В смысле коллектива неплохие шансы были у «Квартета И» — выросших и учившихся вместе одесситов, которые, кстати, не боялись и весьма колких политических шуток в спектакле «День выборов». Но они сознательно воздерживались от серьезных политических высказываний и даже после начала войны не заявили ничего определенного, призвав только обе стороны не стрелять по мирному населению. Я сочувствую «Квартету И» и понимаю его трудности, но искренне не понимаю, как в этой ситуации можно не уехать в Одессу. Мария Галина, поэт и прозаик первого ряда, и ее муж, поэт и переводчик Аркадий Штыпель, бросили все дела в Москве и уехали немедленно. «Квартет» явно не рвался подражать «Кварталу», принимая, вероятно, что в России артист всегда останется «клованом». Но это, боюсь, постановка телеги впереди лошади: он потому и останется клованом, что не посмеет стать ничем большим. Этот тоннель роется с двух сторон.

Что до Зеленского — он и его команда с самого начала делали ставку на превращение анекдота в абсурд, стендапа в театр, театра в революцию, а комика в трагика.

Я сейчас читаю в одном американском университете курс «Как Гоголь придумал Украину» — иными словами, как главный украинский прозаик сконструировал национальный миф. Гоголю приписывается честь первого изображения маленького человека в русской литературе, не считая пушкинского Самсона Вырина, намеченного эскизно; но маленький человек литературу не интересовал, она ему не сочувствует, ей подавай великие страсти, а не сопливое снисходительное умиление.
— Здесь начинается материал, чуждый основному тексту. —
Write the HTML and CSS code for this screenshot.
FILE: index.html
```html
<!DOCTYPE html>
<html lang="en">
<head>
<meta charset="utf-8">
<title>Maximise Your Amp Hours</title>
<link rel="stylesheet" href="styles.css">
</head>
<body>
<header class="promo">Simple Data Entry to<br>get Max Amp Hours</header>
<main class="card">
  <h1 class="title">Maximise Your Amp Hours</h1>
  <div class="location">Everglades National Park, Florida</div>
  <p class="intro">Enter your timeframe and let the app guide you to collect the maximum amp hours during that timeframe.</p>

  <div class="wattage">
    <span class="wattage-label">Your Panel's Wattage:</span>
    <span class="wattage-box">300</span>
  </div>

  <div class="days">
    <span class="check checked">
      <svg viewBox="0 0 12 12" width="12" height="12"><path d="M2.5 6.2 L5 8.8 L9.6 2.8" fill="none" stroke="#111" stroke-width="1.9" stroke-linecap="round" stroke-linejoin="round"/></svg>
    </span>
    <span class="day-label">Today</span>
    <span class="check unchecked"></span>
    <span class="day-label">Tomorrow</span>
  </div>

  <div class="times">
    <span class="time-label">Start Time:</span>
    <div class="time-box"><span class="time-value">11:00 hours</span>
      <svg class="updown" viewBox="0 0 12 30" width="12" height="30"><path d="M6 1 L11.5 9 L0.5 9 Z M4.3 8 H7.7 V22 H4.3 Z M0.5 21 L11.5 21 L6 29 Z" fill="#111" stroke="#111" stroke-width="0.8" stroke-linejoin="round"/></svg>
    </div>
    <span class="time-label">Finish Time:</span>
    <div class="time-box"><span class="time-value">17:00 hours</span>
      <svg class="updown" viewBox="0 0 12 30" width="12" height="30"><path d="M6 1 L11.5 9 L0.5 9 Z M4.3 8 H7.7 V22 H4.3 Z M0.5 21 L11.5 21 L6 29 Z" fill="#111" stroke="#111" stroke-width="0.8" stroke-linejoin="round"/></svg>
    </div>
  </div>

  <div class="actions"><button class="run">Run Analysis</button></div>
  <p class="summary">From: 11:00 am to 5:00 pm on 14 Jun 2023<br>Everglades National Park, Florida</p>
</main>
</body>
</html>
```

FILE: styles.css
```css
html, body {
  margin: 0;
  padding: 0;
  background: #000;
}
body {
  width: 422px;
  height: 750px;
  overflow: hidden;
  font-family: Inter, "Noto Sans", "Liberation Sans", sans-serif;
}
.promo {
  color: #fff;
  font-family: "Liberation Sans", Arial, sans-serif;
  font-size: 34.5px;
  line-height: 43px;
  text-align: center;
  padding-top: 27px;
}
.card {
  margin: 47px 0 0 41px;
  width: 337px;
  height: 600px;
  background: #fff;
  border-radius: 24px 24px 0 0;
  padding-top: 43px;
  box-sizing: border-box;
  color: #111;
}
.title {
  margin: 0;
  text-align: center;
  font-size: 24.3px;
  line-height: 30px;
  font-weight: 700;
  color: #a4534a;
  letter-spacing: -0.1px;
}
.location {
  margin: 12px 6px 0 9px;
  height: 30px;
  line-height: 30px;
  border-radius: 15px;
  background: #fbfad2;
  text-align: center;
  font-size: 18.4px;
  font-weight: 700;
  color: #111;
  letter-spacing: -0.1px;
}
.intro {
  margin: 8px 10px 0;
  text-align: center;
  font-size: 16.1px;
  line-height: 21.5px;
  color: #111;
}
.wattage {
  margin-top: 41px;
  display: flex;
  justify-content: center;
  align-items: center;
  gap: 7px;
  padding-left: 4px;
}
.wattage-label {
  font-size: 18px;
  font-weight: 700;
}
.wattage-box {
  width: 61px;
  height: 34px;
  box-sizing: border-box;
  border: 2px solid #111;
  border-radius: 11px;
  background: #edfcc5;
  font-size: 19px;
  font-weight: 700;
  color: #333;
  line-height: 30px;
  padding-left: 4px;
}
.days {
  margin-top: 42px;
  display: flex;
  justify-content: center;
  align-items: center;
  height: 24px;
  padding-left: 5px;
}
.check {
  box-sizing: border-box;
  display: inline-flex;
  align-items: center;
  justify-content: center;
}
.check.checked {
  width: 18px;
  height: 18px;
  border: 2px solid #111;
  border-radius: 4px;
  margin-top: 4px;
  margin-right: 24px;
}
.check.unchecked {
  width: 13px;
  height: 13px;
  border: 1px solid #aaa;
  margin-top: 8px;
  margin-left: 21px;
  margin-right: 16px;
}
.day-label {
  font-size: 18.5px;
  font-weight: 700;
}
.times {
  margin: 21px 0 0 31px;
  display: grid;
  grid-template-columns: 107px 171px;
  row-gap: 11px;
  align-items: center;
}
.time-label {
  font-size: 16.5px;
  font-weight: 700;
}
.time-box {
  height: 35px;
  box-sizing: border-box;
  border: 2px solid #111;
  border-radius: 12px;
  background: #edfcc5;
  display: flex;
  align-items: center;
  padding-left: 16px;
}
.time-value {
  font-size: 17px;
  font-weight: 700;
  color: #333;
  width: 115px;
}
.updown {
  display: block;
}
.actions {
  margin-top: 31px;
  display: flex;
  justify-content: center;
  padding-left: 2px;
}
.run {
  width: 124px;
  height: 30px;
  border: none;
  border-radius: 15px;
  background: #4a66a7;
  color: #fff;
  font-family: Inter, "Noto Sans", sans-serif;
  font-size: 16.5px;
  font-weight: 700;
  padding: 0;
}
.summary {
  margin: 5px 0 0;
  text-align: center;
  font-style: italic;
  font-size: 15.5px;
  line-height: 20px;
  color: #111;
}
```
Повесть Гоголя — о том, как Акакий Акакиевич становится двухметровым привидением, срывающим шубы с чиновников; судьба Гоголя — о том, как рассказчик диканьских баек становится европейским Гомером. Перерастание собственных границ — не географических, разумеется, а личных и творческих — сквозная тема украинской культуры, от «Каменного хозяина» Леси Украинки до «Вита Ностра» Марины и Сергея Дяченко. Украинец входит в европейскую культуру с прибаутками провинциального родственника, с бутылкой горилки и шматом сала — и вдруг оказывается в этом помещении единственным мужчиной и единственным носителем личного мифа, в то время как остальные давно этот миф похоронили и вообще живут в материальном мире. Так Чехов, уже будучи первым новеллистом и драматургом европейского модерна, прямым наследником и усовершенствователем Метерлинка и Мопассана, стыдливо писал в письмах: «Я ленивый хохол».

Персонаж анекдота «хохол» терпел снисходительное отношение лишь до поры: нация выскочила из одного жанра в другой и переучредила себя. Этот жанровый переход, вытаскивание себя за волосы из болота провинциального комизма, стал главной внутренней темой Зеленского — и срезонировал с развитием украинского характера.
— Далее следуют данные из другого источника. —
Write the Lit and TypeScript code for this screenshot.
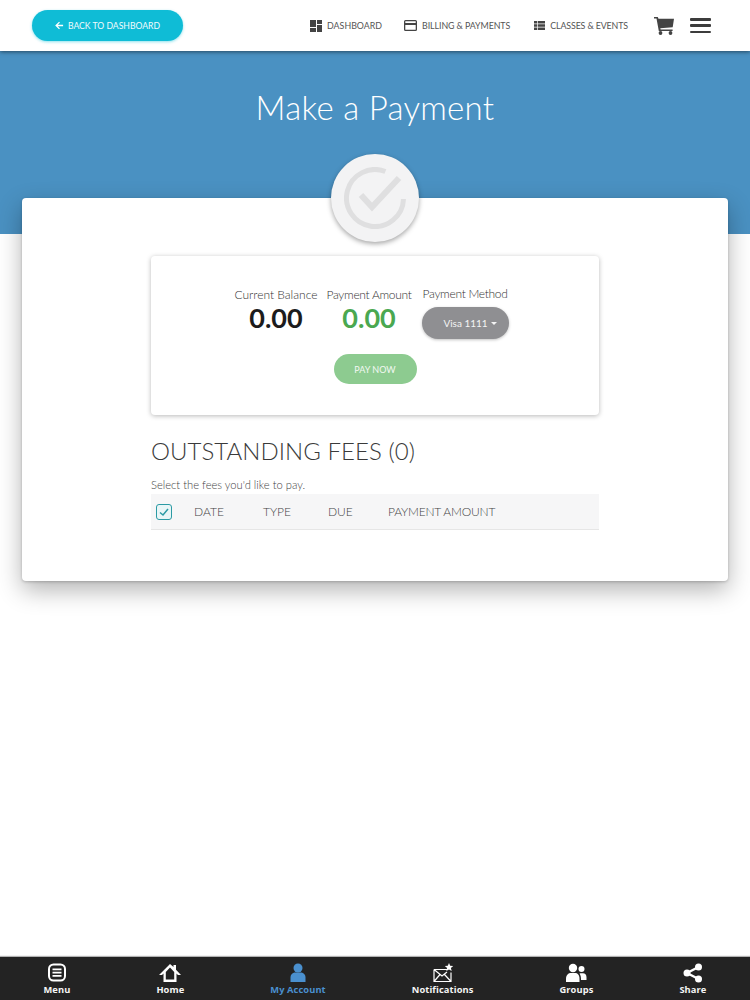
import { LitElement, html, css } from "lit";
import { customElement } from "lit/decorators.js";

@customElement("app-root")
export class AppRoot extends LitElement {
  static styles = css`
    :host { display: flex; flex-direction: column; height: 1000px; background: #fff; font-family: Lato, "Liberation Sans", sans-serif; color: #444; overflow: hidden; }
    .top { height: 51px; flex: none; display: flex; align-items: center; padding: 0 39px 0 32px; background: #fff; position: relative; z-index: 2; box-shadow: 0 1px 4px rgba(0,0,0,.5); }
    .back { width: 151px; height: 31px; border-radius: 16px; background: #0fbcd6; color: #f2fbfd; font-size: 8.65px; display: flex; align-items: center; justify-content: center; gap: 4px; box-shadow: 0 1px 3px rgba(0,188,212,.45); margin-top: -1px; }
    .back svg { width: 9px; height: 9px; }
    .links { margin-left: auto; display: flex; align-items: center; }
    .link { display: flex; align-items: center; gap: 5px; font-size: 8.85px; color: #555; white-space: nowrap; }
    .link svg { fill: #444; display: block; }
    .l1 { margin-right: 22px; }
    .l2 { margin-right: 24px; letter-spacing: -.08px; }
    .l3 { margin-right: 26px; letter-spacing: -.12px; }
    .cart { width: 20px; height: 18px; margin-right: 16px; fill: #444; display: block; }
    .burger { width: 21px; height: 15px; display: flex; flex-direction: column; justify-content: space-between; }
    .burger i { display: block; height: 2.5px; background: #3c3c3c; border-radius: 1px; }
    .hero { height: 183px; flex: none; background: #4a91c2; color: #fff; text-align: center; }
    .hero h1 { margin: 0; padding-top: 33px; font-size: 33px; line-height: 46px; font-weight: 300; letter-spacing: .28px; }
    .card { position: relative; flex: none; margin: -36px 22px 0; height: 383px; background: #fff; border-radius: 4px; box-shadow: 0 9px 24px rgba(0,0,0,.3), 0 1px 3px rgba(0,0,0,.2); padding: 58px 129px 0; box-sizing: border-box; }
    .seal { position: absolute; left: 309px; top: -44px; width: 88px; height: 88px; border-radius: 50%; background: #f3f3f4; box-shadow: 0 2px 5px rgba(0,0,0,.35); display: flex; align-items: center; justify-content: center; }
    .seal svg { width: 62px; height: 62px; display: block; }
    .panel { height: 159px; border-radius: 4px; box-shadow: 0 1px 5px rgba(0,0,0,.28); display: flex; flex-direction: column; align-items: center; padding-top: 29px; box-sizing: border-box; }
    .cols { display: flex; align-items: flex-start; gap: 9px; margin-right: 7px; }
    .col { display: flex; flex-direction: column; align-items: center; }
    .col.m { margin-left: 1px; }
    .lab { font-size: 12px; font-weight: 300; color: #333; line-height: 20px; white-space: nowrap; }
    .lab.t { letter-spacing: -.3px; }
    .lab.up { margin-top: -1px; }
    .val { font-size: 27px; font-weight: 700; line-height: 28px; color: #1c1c1c; margin-top: -1px; }
    .val.g { color: #4aa850; }
    .sel { width: 87px; height: 32px; margin-top: 3px; border-radius: 16px; background: #8f8f92; color: #f4f4f4; font-size: 10px; display: flex; align-items: center; justify-content: center; gap: 3px; padding-left: 10px; box-sizing: border-box; box-shadow: 0 1px 3px rgba(0,0,0,.25); }
    .caret { width: 0; height: 0; border-left: 3px solid transparent; border-right: 3px solid transparent; border-top: 3px solid #f4f4f4; }
    .pay { margin-top: 15px; width: 83px; height: 30px; border-radius: 15px; background: #8dcb90; color: #f2f8f2; font-size: 9px; display: flex; align-items: center; justify-content: center; }
    h2 { margin: 20px 0 0; font-size: 24px; line-height: 32px; font-weight: 300; color: #3a3a3a; letter-spacing: .05px; }
    .hint { margin: 10px 0 1px; font-size: 11.2px; line-height: 16px; font-weight: 300; color: #444; }
    .thead { height: 36px; background: #f6f6f7; border-bottom: 1px solid #e6e6e6; display: flex; align-items: center; font-size: 12px; font-weight: 300; color: #444; box-sizing: border-box; }
    .box { width: 16px; height: 16px; box-sizing: border-box; border: 1.5px solid #2b9aa4; border-radius: 3px; margin-left: 5px; background: #e9f6f7; display: flex; align-items: center; justify-content: center; }
    .box svg { width: 10px; height: 10px; }
    .h1 { margin-left: 22px; width: 69px; }
    .h2 { width: 65px; }
    .h3 { width: 60px; }
    .h4 { letter-spacing: -.2px; }
    .nav { margin-top: auto; height: 43px; flex: none; box-sizing: border-box; padding: 6px 43.5px 0; background: #232323; display: flex; justify-content: space-between; box-shadow: 0 -1px 1px rgba(0,0,0,.3); font-family: "Open Sans", sans-serif; font-weight: 700; font-size: 9.3px; color: #f5f5f5; }
    .it { display: flex; flex-direction: column; align-items: center; white-space: nowrap; }
    .it svg { width: 22px; height: 20px; display: block; fill: #fff; }
    .it span { line-height: 12px; margin-top: 1px; letter-spacing: .1px; }
    .it.on { color: #4a90cf; }
    .it.on svg { fill: #4a90cf; }
  `;

  render() {
    return html`
      <div class="top">
        <div class="back">
          <svg viewBox="0 0 10 10" fill="none" stroke="#fff" stroke-width="1.4"><path d="M9 5H1.5M5 1.2 1.2 5 5 8.8"/></svg>
          BACK TO DASHBOARD
        </div>
        <div class="links">
          <div class="link l1"><svg width="12" height="12" viewBox="0 0 12 12"><path d="M0 0h6v7H0zM7 0h5v4H7zM0 8h6v4H0zM7 5h5v7H7z"/></svg>DASHBOARD</div>
          <div class="link l2"><svg width="13" height="11" viewBox="0 0 13 11"><path fill-rule="evenodd" d="M1.5 0h10A1.5 1.5 0 0 1 13 1.5v8a1.5 1.5 0 0 1-1.5 1.5h-10A1.5 1.5 0 0 1 0 9.5v-8A1.5 1.5 0 0 1 1.5 0zM1.3 1.3v1.7h10.4V1.3zM1.3 5v4.7h10.4V5z"/></svg>BILLING &amp; PAYMENTS</div>
          <div class="link l3"><svg width="11" height="9" viewBox="0 0 11 9"><path d="M0 0h3v2.5H0zM3.7 0H11v2.5H3.7zM0 3.2h3v2.6H0zM3.7 3.2H11v2.6H3.7zM0 6.5h3V9H0zM3.7 6.5H11V9H3.7z"/></svg>CLASSES &amp; EVENTS</div>
          <svg class="cart" viewBox="0 0 20 18"><path d="M0 0h3.8l.7 1.8H20l-1.300 8.400-12.400 1 .3 1.300h12v1.600H4.800L2.500 1.500H0z"/><circle cx="6.500" cy="16" r="1.900"/><circle cx="16.500" cy="16" r="1.900"/></svg>
          <div class="burger"><i></i><i></i><i></i></div>
        </div>
      </div>
      <div class="hero"><h1>Make a Payment</h1></div>
      <div class="card">
        <div class="seal">
          <svg viewBox="0 0 62 62" fill="none" stroke="#dfdfe0" stroke-width="5"><path d="M41.400 4.500A28.500 28.500 0 1 0 59.500 32"/><path d="M17 28l11 12 27-29" stroke-width="6"/></svg>
        </div>
        <div class="panel">
          <div class="cols">
            <div class="col"><div class="lab">Current Balance</div><div class="val">0.00</div></div>
            <div class="col"><div class="lab t">Payment Amount</div><div class="val g">0.00</div></div>
            <div class="col m"><div class="lab t up">Payment Method</div><div class="sel">Visa 1111 <span class="caret"></span></div></div>
          </div>
          <div class="pay">PAY NOW</div>
        </div>
        <h2>OUTSTANDING FEES (0)</h2>
        <div class="hint">Select the fees you'd like to pay.</div>
        <div class="thead">
          <div class="box"><svg viewBox="0 0 10 10" fill="none" stroke="#2b9aa4" stroke-width="1.500"><path d="M1 5.500 4 8l5-6"/></svg></div>
          <div class="h1">DATE</div><div class="h2">TYPE</div><div class="h3">DUE</div><div class="h4">PAYMENT AMOUNT</div>
        </div>
      </div>
      <div class="nav">
        <div class="it"><svg viewBox="0 0 22 20"><rect x="3" y="1.500" width="16" height="16" rx="4.500" fill="none" stroke="#fff" stroke-width="2"/><path d="M6.500 5.500h9v1.800h-9zM6.500 8.700h9v1.800h-9zM6.500 11.900h9v1.800h-9z"/></svg><span>Menu</span></div>
        <div class="it"><svg viewBox="0 0 22 20"><path fill-rule="evenodd" d="M11 1l3.500 3V2h2.500v4.800l5 5.200h-3l-1.500-1.500v8.500H4.500V10.500L3 12H0zM11 4.500 6.800 9v7.500h8.400V9z"/></svg><span>Home</span></div>
        <div class="it on"><svg viewBox="0 0 22 20"><circle cx="11" cy="5" r="4.500"/><path d="M3.500 19v-4.500C3.500 11 6 9.500 8.500 9.500h5c2.500 0 5 1.500 5 5V19z"/></svg><span>My Account</span></div>
        <div class="it"><svg viewBox="0 0 22 20"><path d="M2 6.500h13M2 6.500v12h17v-9M2 6.500l8 6.500 5-4M2 18.500l6-7M19 18.500l-6.500-7" fill="none" stroke="#fff" stroke-width="1.200"/><path d="M17 0l1.200 2.800 3 .2-2.300 2 .8 3L17 6.400 14.300 8l.8-3-2.300-2 3-.2z"/></svg><span>Notifications</span></div>
        <div class="it"><svg viewBox="0 0 22 20"><circle cx="8" cy="5" r="4.200"/><path d="M1 19v-3.500C1 12 3.500 10 6 10h4c2.500 0 4.500 2 4.500 5.500V19z"/><circle cx="16.500" cy="6" r="3"/><path d="M15.500 10.200h2.500c2 0 3.500 1.500 3.500 4V17h-5.500c0-2.500-.2-4.800-1.500-6.500z"/></svg><span>Groups</span></div>
        <div class="it"><svg viewBox="0 0 22 20"><circle cx="16.500" cy="4" r="3.500"/><circle cx="16.500" cy="16" r="3.500"/><circle cx="5" cy="10" r="3.500"/><path d="M5 10 16.500 4M5 10l11.500 6" stroke="#fff" stroke-width="2.500" fill="none"/></svg><span>Share</span></div>
      </div>
    `;
  }
}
Фундаментальная ошибка Путина и кооператива «Озеро» состояла в том, что они планировали воевать с хохлами и шутом — а это уже были украинцы, и во главе у них был Джокер.

P.S.

Редактор этой книги, один из самых дорогих для меня литературных критиков, чьего имени я по понятным причинам называть не могу, написал на полях этого абзаца:

«Я в затруднении. Может, оттого, что очень люблю «Квартет И» (один из немногих фильмов, которые я знаю наизусть, — «День выборов»). Может, оттого, что двое из «Квартета…» родились в Одессе (Барац и Хаит), а Ларин из Волгограда, Демидов — свердловский. Да… С этого стоит начать: не совсем понятно, почему именно одессит В ЭТОЙ СИТУАЦИИ должен быть в Одессе? Что приниципиально меняется? Илья Новиков не киевлянин. Ильдар Дадин не из Тернополя. Хафнер не англичанин. Подчеркивать КОРНИ — не в масть… Если бы я был в США и украинцы жахнули бы по Москве — я не вернулся бы в Москву. Я бы сказал, как Томас Манн сказал по поводу англо-американских бомбежек Германии: «Так немцам и надо. Они это заслужили»… Я и здесь, если жахнет, буду говорить то же самое. Теперь другое. Я понимаю… понимаю — Хафнер в своем последнем интервью говорил: «Внутренняя эмиграция — чушь. Всякий интеллигент, который не эмигрировал, работал на нацистскую Германию. Он не писал, не снимал, не рисовал ничего нацистского? Значит, он создавал декорацию нормальной, обычной жизни, за что ему Геббельс тоже был благодарен…» НО… тот же Хафнер в том же интервью замечает: «Я же понимаю: ВСЕ эмигрировать не могли, да и с чем, и с кем бы осталась Германия, если бы уехали все ненацисты или антинацисты?» Подхожу к «Квартету И». В отличие от Галиной, Беломлинской, Штыпеля они сатирики, или юмористы, эстрадники. Им нужна аудитория не просто для успеха, а потому что они… говорят на языке аудитории и подпитывают себя языком своей аудитории. Если бы они уехали в любую другую страну, им бы пришлось менять профессию. Юмор, особенно стендаперский, очень национален. Вернера Финка (знаменитого кабаретиста) никто не упрекал за то, что он остался в Германии…»

Понимаю, со своей стороны, что иногда сменить профессию — далеко не самая серьезная плата за то, чтобы сохранить лицо. Но понимаю и то, что это мнение не универсально, а «Квартет» вызывает у меня чувства самые добрые. Что же делать, если ключ к соотношению творческой интеллигенции России и Украины — именно соотношение «Квартета» и «Квартала», особенно наглядное, как всё в этой войне.